▸ What to work on
Identify every line containing the word "this" and reproduce each one.
>> Start
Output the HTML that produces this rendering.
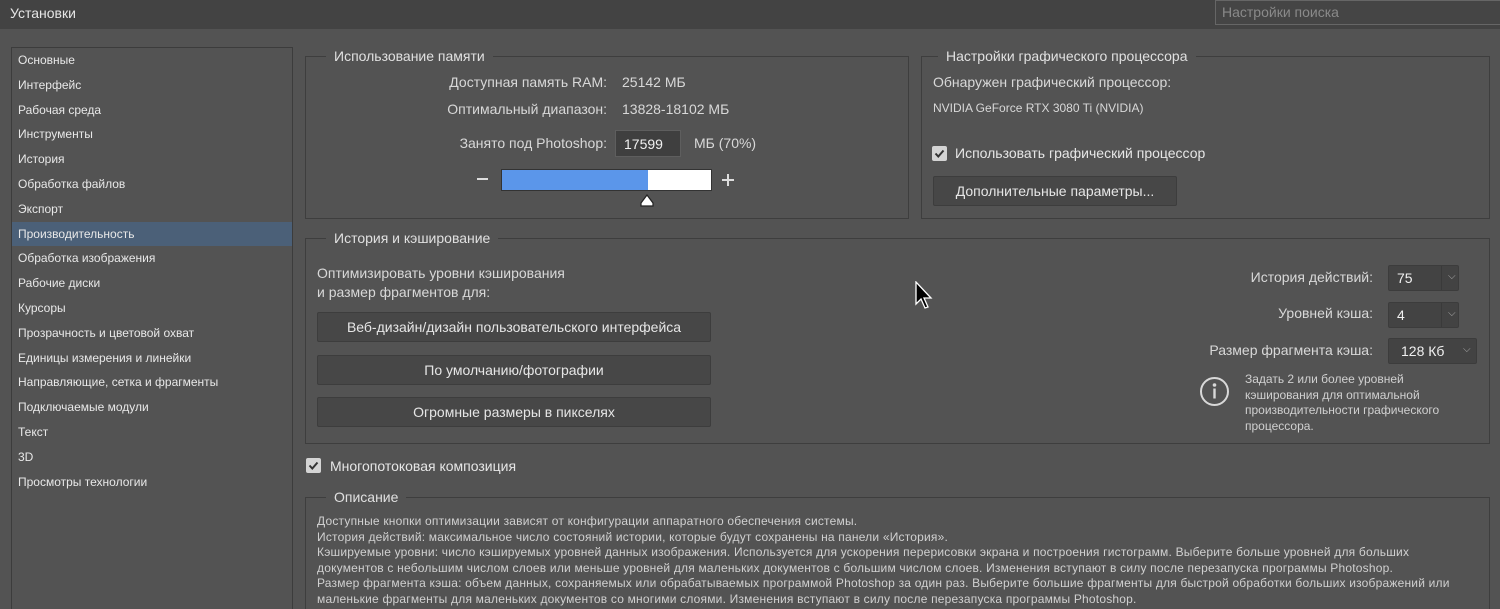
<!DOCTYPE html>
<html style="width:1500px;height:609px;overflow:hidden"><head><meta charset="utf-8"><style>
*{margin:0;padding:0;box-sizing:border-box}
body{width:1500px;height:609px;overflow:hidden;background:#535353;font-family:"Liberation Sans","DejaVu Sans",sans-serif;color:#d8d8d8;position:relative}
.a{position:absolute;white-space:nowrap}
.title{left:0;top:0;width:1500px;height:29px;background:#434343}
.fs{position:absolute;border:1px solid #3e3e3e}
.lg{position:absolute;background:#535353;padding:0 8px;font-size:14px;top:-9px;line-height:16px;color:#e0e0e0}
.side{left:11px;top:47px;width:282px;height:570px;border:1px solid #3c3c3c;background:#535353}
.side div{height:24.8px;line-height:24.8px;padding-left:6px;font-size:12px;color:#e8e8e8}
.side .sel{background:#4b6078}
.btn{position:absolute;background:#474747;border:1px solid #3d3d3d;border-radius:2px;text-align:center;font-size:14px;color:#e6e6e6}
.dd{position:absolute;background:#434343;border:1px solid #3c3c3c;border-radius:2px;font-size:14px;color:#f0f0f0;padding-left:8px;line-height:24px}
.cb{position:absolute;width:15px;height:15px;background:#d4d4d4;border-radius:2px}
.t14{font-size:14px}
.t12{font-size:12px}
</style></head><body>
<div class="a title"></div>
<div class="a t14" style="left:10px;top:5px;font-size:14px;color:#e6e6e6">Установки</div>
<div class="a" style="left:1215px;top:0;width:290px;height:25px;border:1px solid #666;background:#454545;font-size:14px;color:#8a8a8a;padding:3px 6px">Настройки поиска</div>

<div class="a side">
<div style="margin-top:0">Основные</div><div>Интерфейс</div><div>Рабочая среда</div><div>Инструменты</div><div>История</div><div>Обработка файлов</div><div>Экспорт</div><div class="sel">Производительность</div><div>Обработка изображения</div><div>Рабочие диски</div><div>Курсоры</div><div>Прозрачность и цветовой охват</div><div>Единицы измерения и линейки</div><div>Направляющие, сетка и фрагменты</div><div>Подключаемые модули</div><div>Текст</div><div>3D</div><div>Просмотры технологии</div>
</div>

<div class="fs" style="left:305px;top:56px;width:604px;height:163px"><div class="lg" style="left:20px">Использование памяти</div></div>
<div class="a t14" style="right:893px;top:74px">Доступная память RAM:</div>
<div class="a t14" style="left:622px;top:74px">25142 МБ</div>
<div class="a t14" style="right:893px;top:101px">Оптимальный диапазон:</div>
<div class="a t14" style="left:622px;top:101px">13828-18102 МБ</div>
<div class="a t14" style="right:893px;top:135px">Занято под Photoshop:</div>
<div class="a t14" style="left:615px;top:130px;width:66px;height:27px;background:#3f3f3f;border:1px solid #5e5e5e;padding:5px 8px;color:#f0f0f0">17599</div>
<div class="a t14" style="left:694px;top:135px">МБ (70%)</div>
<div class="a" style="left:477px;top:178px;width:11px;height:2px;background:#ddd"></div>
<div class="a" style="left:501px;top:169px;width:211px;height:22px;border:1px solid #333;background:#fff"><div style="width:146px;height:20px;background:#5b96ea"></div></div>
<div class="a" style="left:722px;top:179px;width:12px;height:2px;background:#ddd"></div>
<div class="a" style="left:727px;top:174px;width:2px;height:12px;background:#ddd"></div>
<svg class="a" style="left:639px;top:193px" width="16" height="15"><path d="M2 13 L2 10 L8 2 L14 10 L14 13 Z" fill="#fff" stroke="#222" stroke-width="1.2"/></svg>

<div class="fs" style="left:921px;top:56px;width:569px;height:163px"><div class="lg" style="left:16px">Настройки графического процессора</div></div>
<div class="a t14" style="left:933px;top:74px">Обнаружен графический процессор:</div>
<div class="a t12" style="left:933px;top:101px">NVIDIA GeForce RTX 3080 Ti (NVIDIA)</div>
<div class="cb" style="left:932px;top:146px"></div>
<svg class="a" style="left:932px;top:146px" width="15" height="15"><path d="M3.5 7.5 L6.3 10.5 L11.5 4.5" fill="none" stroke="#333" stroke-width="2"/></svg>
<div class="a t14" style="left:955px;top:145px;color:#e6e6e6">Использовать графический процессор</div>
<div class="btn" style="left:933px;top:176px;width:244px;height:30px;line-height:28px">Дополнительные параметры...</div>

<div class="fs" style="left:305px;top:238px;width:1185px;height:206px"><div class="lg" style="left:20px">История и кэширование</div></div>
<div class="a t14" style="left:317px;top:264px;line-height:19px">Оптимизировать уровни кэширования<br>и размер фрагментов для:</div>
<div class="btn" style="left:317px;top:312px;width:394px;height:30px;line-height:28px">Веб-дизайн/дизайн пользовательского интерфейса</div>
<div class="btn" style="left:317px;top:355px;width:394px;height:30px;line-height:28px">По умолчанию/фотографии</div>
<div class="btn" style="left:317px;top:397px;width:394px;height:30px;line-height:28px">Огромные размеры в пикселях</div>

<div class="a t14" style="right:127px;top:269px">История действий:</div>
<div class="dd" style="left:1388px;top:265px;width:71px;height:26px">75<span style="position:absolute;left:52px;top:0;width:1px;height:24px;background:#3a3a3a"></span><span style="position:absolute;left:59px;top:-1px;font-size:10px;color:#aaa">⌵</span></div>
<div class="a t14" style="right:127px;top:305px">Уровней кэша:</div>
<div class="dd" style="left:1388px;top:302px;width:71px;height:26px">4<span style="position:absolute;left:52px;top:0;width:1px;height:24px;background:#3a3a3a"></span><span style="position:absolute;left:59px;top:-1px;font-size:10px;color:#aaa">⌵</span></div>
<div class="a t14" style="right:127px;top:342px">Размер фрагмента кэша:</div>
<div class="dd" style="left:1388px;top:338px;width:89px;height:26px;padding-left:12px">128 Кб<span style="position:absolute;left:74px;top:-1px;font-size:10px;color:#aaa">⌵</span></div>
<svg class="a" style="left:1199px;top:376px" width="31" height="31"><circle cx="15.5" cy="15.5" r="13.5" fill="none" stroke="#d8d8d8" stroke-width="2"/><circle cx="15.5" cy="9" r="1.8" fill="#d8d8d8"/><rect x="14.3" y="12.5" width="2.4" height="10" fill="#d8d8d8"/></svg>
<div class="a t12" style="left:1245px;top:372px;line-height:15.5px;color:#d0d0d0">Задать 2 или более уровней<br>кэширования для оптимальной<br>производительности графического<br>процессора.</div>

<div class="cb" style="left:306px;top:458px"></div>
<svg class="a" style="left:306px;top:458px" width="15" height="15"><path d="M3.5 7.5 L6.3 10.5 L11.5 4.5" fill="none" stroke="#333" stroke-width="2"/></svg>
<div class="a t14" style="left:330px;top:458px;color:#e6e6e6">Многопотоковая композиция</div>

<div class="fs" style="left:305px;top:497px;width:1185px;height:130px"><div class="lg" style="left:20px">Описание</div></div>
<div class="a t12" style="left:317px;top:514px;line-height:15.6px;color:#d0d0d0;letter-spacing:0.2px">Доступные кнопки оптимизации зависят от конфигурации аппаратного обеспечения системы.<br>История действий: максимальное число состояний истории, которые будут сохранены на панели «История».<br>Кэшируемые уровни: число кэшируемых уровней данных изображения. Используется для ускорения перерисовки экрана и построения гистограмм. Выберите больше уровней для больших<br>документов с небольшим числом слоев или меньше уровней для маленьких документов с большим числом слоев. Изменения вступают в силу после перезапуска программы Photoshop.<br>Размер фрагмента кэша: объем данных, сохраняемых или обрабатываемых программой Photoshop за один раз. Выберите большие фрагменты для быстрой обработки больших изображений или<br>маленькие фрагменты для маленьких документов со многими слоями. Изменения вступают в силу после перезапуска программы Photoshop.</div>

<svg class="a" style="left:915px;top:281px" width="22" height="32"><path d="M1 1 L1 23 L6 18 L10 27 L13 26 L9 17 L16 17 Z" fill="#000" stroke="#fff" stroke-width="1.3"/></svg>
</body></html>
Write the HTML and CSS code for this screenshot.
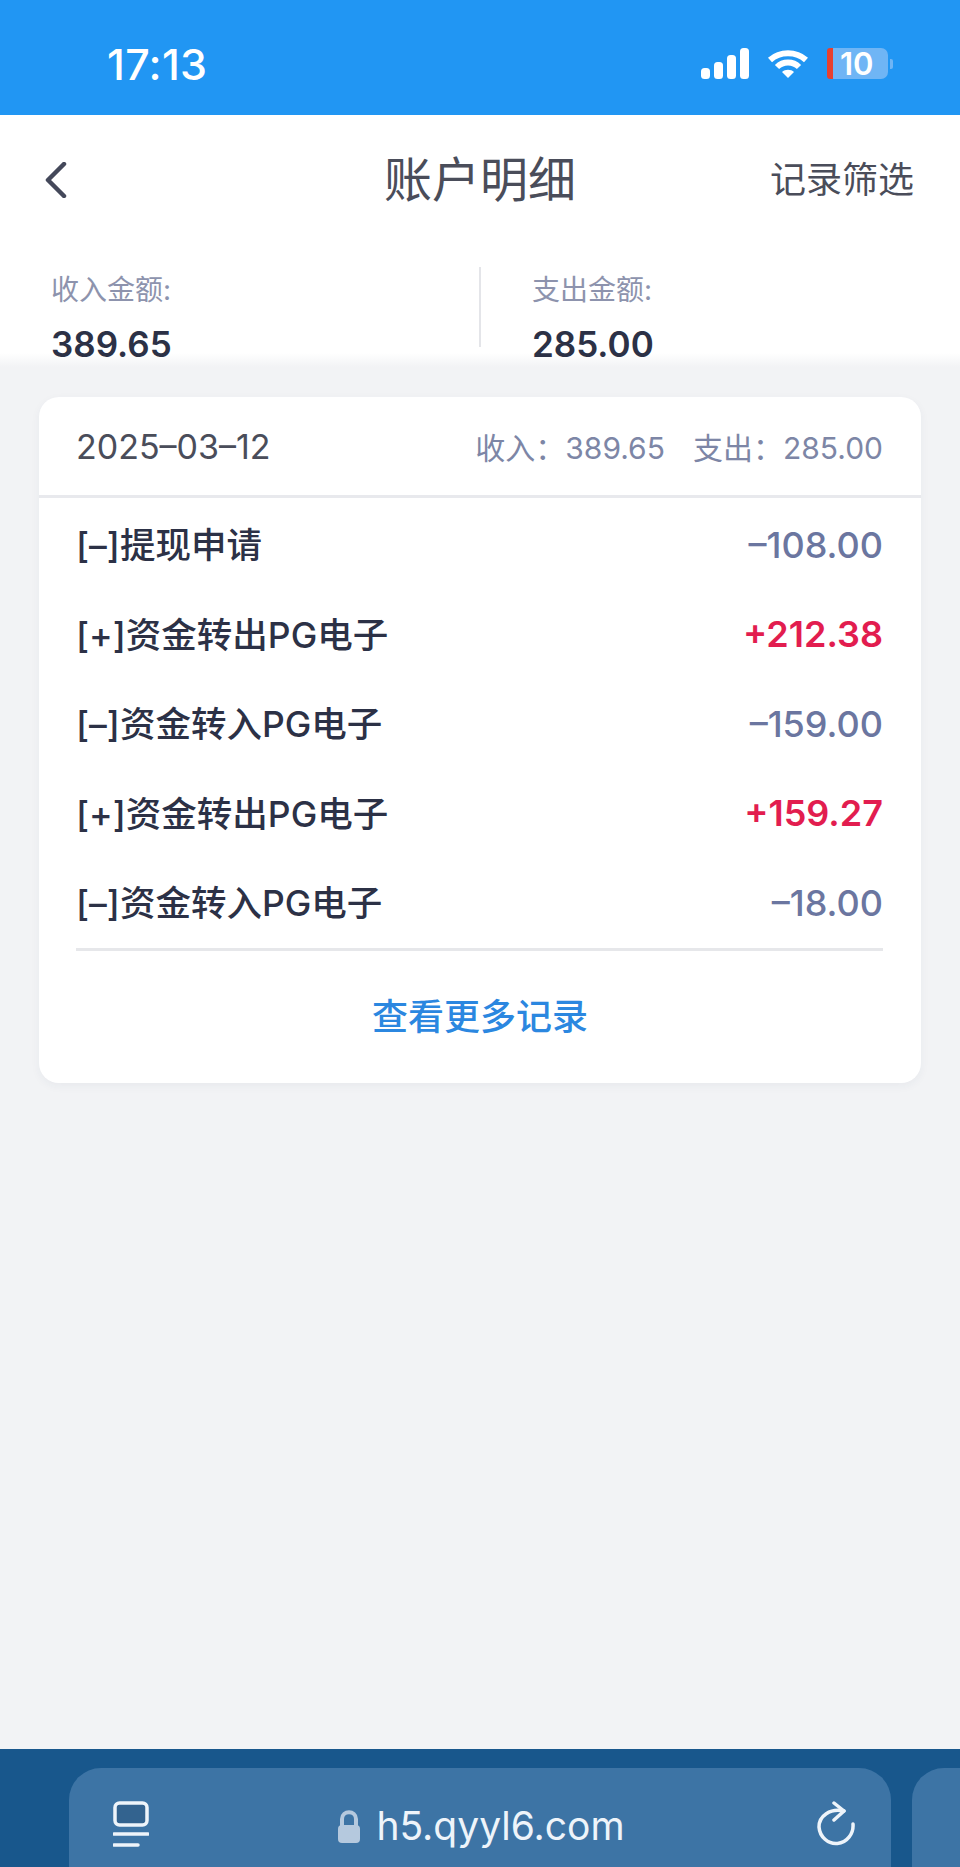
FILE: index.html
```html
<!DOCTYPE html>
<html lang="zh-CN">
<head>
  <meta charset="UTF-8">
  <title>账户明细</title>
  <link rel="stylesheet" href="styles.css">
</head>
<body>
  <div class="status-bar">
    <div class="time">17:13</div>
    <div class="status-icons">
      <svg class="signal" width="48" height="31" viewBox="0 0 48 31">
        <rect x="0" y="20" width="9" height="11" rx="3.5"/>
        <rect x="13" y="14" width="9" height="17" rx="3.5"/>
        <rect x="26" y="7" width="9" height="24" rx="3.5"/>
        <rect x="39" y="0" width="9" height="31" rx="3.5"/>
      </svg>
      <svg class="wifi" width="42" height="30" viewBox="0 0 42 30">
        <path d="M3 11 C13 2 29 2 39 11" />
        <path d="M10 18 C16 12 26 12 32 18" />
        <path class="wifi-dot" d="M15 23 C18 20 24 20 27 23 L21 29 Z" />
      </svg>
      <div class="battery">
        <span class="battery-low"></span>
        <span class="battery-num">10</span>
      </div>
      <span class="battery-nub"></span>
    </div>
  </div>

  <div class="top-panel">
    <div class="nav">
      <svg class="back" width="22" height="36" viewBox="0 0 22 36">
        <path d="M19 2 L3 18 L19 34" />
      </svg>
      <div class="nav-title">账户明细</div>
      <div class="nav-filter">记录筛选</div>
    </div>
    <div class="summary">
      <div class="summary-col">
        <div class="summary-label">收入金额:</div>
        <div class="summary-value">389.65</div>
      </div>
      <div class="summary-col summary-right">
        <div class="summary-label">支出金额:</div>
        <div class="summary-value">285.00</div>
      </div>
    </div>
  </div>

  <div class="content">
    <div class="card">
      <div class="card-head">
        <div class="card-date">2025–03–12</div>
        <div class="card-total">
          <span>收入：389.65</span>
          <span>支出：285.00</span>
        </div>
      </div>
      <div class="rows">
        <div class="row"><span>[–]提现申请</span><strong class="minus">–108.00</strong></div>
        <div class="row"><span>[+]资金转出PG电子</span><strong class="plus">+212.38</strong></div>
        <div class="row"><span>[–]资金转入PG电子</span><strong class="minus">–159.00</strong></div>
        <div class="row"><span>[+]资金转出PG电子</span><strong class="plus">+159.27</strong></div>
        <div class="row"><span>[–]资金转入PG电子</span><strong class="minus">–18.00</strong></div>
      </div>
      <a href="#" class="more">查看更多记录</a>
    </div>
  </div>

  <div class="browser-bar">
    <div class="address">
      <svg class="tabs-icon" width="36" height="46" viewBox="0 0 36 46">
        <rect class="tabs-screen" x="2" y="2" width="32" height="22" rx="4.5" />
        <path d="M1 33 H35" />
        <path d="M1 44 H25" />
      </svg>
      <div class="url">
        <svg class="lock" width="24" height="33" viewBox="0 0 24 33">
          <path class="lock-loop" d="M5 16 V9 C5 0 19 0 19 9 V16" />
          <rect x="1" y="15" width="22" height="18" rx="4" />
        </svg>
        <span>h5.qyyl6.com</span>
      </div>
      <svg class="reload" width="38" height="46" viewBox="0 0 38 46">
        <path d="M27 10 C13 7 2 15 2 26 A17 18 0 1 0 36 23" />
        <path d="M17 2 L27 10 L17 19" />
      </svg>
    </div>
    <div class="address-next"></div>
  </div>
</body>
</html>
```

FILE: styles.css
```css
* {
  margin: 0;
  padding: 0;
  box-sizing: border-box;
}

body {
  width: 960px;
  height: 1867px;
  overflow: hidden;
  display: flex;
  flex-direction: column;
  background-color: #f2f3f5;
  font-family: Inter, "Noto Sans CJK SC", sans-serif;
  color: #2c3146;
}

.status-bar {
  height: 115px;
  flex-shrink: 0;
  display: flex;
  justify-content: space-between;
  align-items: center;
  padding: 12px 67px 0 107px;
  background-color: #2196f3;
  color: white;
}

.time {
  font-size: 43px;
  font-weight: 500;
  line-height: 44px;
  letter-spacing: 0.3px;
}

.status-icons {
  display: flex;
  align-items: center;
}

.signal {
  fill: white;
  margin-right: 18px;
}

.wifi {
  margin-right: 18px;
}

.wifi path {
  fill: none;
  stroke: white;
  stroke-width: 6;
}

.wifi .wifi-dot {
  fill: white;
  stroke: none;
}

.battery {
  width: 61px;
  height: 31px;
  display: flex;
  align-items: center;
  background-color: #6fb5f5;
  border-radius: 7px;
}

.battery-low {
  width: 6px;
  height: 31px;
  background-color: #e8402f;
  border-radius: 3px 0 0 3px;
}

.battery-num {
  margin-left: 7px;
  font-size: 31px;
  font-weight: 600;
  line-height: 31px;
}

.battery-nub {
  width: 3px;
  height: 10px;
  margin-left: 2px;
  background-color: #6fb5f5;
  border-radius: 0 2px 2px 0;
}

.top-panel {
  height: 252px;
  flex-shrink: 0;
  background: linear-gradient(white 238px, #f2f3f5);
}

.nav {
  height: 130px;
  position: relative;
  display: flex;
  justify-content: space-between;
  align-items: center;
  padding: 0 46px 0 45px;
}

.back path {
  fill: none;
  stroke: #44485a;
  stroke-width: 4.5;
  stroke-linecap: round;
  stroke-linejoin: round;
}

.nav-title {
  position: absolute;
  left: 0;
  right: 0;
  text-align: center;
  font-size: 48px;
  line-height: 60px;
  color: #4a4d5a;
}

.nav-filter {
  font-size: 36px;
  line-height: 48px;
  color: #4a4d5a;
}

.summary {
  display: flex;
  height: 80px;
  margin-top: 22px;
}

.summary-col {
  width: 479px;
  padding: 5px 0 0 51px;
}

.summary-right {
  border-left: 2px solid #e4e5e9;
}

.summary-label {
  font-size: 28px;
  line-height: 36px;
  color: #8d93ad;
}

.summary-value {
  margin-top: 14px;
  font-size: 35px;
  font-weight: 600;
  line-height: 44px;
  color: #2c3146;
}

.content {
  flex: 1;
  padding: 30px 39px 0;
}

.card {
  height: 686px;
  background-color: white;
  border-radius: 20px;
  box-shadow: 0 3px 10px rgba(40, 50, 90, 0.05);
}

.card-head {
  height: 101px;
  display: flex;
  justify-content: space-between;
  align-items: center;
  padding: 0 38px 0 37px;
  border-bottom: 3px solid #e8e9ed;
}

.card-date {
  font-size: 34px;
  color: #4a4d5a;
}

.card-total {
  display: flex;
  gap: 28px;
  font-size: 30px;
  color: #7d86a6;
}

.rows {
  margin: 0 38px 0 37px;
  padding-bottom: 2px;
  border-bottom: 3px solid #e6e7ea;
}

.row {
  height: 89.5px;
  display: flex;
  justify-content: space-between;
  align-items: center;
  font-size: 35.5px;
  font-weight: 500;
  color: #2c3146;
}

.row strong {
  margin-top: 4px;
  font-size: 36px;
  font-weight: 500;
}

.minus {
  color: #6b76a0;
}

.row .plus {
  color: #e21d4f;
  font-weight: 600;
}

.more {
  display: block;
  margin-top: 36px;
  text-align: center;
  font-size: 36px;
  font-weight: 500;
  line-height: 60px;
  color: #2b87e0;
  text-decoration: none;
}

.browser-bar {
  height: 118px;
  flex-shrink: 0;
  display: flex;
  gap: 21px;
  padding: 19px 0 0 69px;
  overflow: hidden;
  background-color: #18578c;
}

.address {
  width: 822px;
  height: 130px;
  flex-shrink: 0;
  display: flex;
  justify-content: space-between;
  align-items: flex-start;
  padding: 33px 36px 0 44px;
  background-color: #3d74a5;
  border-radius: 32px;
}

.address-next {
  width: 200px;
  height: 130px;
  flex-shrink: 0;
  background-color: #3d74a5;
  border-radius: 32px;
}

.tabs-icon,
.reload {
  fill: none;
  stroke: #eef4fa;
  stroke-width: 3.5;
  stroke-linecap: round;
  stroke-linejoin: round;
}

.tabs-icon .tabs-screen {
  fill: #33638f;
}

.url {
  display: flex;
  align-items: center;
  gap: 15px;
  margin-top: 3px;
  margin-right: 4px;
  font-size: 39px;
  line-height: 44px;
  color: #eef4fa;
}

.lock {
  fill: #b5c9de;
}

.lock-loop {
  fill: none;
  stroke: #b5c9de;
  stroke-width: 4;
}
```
>> End
▸ Written reply
Output the HTML that produces this rendering.
Write the HTML and CSS code for this screenshot.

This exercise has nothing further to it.